In May 2001, Saudi Arabia announced the Gas Initiative, which proposed forming three joint ventures with eight IOCs for gas exploration on pure upstream acreage. Core Venture 1 included south Ghawar and north Rub' Al-Khali, Core Venture 2 included the Red Sea, while Core Venture 3 involved Shaybah and Kidan. In 2003, Royal Dutch Shell and TotalEnergies formed a partnership with Saudi Aramco in Core Venture 3. In 2004, Core Venture 1 became three separate joint ventures with Saudi Aramco holding 20%, one with Lukoil, a second with Sinopec, and a third with Repsol.
By 2004, Aramco was producing 8.6 million barrels per day out of a potential 10 mbpd. In 2005, Aramco launched a five-year plan to spend US$50 billion to increase their daily capacity to 12.5 mbpd by increasing production and refining capacity and doubling the number of drilling rigs. In 2005, Saudi Aramco was the world's largest company with an estimated market value of US$781 billion.
In June 2008, in response to crude oil prices exceeding US$130 a barrel, Aramco announced it would increase production to 9.7 million barrels per day. Then as prices plummeted, Aramco stated in January 2009, that it would reduce production to 7.7 mbpd. In 2011, Saudi Aramco started production from the Karan Gas Field, with an output of more than 400 million scf per day. In January 2016, the Deputy Crown Prince of Saudi Arabia, Mohammad bin Salman Al Saud, announced he was considering listing shares of the state-owned company, and selling around 5% of them in order to build a large sovereign wealth fund.

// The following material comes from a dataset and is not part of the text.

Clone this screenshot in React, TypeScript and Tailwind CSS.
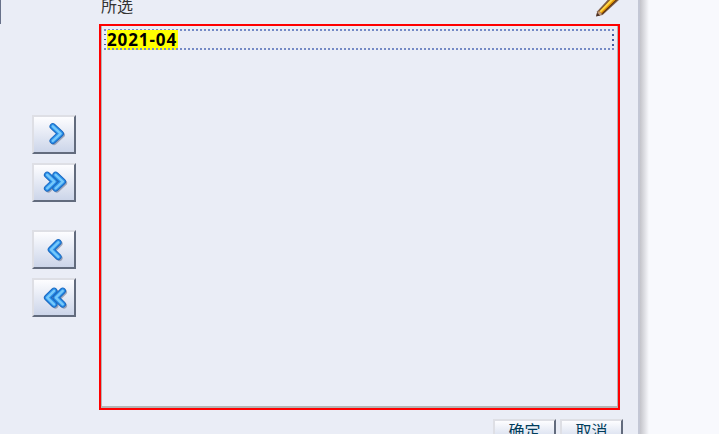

On 26 April 2017, Saudi security forces thwarted an attempted attack on an Aramco oil distribution center involving an unmanned boat from Yemen. The Wall Street Journal reported in September 2018, Aramco was considering a US$1 billion venture-capital fund to invest in international technology firms.
In June 2019, a report by Financial Times claimed that Aramco had been bearing the ministry-related expenses; boosting the finance ministry budget allocation. It also included Energy Minister Khalid Al Falih’s company-related and diplomatic trips, as well as his stays in luxurious hotels. However, an ally mentioned that Falih’s policies have delivered additional oil revenues that far exceeded his expenses. In September 2019, Saudi Arabia appointed Yasir Al-Rumayyan as the Chairman of Aramco. Al-Rumayyan became head of the country’s sovereign wealth fund by replacing Khalid Al-Falih, who was holding the position since 2015.

2012 cyber attack

Aramco computers were attacked by a virus on 15 August 2012. The following day Aramco announced that none of the infected computers were part of the network directly tied to oil production and that the company would soon resume full operations. Hackers claimed responsibility for the spread of the computer virus. The virus hit companies within the oil and energy sectors. A group named "Cutting Sword of Justice" claimed responsibility for an attack on 30,000 Saudi Aramco workstations, causing the company to spend months restoring their services. The group later indicated that the Shamoon virus had been used in the attack. Due to this attack, the main site of Aramco went down and a message came to the home page apologizing to customers. Computer security specialists said that "The attack, known as Shamoon, is said to have hit at least one organization in the sector. Shamoon is capable of wiping files and rendering several computers on a network unusable." Richard Clarke suggests the attack was part of Iran's retaliation for the US involvement in Stuxnet. Security researcher Chris Kubecka, who helped the company establish security after the attack, detailed the level of sophistication in her Black Hat USA 2015 presentation and episode 30 of Darknet Diaries.